(Written exercise) Identify every line in the records below that contains the word "this", and copy each of those lines.

___

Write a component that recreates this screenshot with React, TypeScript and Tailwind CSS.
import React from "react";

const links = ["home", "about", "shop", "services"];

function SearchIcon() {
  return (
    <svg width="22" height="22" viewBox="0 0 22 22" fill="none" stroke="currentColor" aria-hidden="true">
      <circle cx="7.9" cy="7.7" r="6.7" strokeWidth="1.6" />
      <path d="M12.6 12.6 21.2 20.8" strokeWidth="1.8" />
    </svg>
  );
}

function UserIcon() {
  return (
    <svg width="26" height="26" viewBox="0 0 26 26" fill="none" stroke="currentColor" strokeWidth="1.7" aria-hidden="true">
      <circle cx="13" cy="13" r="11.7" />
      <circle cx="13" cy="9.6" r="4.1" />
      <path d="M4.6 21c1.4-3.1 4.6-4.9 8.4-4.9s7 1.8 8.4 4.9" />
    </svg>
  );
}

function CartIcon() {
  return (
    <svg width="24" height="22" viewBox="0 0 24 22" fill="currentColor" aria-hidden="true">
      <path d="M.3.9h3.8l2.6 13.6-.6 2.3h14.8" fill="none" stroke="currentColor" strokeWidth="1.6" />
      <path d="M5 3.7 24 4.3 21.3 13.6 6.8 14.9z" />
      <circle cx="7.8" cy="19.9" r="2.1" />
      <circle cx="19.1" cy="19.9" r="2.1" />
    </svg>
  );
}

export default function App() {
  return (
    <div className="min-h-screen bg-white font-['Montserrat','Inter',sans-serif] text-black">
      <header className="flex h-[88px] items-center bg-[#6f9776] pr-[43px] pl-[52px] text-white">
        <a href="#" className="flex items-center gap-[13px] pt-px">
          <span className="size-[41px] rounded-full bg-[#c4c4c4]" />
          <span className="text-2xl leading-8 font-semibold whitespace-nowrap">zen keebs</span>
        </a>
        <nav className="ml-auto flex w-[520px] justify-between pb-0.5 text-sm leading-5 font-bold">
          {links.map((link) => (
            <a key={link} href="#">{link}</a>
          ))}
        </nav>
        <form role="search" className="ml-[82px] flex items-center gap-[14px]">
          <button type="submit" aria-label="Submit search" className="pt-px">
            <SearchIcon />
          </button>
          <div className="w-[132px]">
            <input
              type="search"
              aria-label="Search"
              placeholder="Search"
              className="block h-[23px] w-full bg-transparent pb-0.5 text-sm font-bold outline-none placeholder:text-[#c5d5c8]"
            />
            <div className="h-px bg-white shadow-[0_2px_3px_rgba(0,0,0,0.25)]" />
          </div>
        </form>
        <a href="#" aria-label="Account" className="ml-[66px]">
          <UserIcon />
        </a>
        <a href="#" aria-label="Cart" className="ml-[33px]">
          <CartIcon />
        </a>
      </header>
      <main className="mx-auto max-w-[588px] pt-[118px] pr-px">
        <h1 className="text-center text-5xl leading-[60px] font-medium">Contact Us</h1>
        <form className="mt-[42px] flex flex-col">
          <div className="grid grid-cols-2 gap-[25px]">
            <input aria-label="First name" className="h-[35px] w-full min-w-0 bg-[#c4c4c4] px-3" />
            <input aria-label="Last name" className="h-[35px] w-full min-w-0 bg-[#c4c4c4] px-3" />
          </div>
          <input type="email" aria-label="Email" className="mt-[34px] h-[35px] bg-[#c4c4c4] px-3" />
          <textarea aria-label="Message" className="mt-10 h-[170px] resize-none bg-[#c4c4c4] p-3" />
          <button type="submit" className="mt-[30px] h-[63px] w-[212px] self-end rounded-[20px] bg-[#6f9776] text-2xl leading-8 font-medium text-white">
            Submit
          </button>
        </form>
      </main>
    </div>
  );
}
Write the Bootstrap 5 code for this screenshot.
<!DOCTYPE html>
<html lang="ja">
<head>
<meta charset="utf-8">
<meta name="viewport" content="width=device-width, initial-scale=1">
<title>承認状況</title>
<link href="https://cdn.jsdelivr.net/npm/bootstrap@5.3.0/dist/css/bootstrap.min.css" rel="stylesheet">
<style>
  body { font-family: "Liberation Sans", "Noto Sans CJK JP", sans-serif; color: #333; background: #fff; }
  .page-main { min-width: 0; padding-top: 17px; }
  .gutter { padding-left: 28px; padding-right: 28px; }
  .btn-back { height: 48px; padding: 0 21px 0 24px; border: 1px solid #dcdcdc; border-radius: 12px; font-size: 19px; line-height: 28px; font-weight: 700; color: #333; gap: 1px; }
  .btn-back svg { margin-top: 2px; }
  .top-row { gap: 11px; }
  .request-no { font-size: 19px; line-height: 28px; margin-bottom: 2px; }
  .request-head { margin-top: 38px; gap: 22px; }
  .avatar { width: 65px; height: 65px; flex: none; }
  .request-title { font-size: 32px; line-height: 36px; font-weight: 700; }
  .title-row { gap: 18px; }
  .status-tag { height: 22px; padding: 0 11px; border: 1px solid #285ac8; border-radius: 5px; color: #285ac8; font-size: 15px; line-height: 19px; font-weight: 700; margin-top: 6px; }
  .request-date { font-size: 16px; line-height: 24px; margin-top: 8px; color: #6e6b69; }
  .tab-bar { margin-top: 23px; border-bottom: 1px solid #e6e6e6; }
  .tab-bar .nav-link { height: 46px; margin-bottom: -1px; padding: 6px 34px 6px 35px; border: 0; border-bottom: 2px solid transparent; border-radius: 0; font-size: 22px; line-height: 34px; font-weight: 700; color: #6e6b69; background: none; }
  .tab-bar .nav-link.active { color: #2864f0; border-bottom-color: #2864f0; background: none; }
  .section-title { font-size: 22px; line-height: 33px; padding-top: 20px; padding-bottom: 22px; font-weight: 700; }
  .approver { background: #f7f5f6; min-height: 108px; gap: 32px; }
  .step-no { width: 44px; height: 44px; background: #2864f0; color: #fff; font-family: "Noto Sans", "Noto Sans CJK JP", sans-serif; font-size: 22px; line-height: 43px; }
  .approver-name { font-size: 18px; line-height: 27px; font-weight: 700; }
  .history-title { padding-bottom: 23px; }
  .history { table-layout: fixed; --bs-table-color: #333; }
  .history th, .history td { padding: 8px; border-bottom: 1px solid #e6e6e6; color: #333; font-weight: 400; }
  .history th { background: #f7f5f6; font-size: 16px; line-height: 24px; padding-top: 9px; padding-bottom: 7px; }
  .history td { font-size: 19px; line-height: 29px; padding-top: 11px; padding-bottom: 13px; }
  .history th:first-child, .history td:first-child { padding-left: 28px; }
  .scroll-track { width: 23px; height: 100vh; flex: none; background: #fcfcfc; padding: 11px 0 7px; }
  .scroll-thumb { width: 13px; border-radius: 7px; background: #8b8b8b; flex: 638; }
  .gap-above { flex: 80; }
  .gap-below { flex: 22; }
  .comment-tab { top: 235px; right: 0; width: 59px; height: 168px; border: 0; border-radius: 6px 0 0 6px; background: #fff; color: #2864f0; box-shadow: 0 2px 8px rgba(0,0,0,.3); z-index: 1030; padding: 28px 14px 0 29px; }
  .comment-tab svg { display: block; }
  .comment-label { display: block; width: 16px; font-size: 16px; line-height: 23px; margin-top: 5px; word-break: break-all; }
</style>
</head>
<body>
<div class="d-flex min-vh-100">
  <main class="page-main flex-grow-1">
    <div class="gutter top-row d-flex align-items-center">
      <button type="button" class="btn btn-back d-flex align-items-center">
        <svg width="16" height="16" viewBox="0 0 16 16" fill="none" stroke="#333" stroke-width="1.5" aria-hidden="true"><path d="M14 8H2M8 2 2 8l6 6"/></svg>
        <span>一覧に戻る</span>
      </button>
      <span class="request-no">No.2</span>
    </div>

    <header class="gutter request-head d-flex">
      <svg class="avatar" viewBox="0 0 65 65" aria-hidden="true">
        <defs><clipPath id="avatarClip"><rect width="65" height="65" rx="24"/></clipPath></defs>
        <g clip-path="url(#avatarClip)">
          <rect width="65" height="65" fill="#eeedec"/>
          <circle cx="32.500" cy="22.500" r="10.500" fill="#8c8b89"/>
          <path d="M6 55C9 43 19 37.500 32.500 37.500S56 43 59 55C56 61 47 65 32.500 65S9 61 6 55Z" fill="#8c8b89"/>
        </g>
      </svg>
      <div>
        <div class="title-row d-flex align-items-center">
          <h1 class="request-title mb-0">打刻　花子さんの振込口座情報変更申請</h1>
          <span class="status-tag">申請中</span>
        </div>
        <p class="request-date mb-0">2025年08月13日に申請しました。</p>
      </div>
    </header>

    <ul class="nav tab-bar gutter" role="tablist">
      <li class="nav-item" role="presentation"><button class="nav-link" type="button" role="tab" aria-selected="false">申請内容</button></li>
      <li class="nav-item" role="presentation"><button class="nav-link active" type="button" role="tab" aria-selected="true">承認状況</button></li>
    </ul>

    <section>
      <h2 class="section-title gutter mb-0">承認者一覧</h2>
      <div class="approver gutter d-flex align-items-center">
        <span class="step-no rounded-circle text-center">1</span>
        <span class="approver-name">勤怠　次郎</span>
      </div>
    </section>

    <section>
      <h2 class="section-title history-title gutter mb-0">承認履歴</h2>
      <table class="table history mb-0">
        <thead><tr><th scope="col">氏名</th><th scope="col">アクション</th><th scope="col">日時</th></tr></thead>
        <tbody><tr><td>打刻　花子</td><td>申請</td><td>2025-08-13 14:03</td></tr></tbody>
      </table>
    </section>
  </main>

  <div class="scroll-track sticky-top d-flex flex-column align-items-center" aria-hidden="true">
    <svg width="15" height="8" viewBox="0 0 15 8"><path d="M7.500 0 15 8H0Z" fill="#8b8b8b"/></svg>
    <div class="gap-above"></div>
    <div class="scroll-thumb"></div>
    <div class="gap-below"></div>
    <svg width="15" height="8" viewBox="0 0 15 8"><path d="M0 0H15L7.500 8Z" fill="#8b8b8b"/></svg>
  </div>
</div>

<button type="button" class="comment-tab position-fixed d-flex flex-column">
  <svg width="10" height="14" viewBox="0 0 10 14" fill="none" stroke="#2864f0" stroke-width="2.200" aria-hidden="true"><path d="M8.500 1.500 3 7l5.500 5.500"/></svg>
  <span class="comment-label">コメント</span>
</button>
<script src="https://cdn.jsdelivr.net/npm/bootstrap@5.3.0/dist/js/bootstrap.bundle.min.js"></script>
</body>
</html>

___

(Exercise response)
Write a component that recreates this screenshot with React, TypeScript and Tailwind CSS.
Write the Bootstrap 5 code for this screenshot.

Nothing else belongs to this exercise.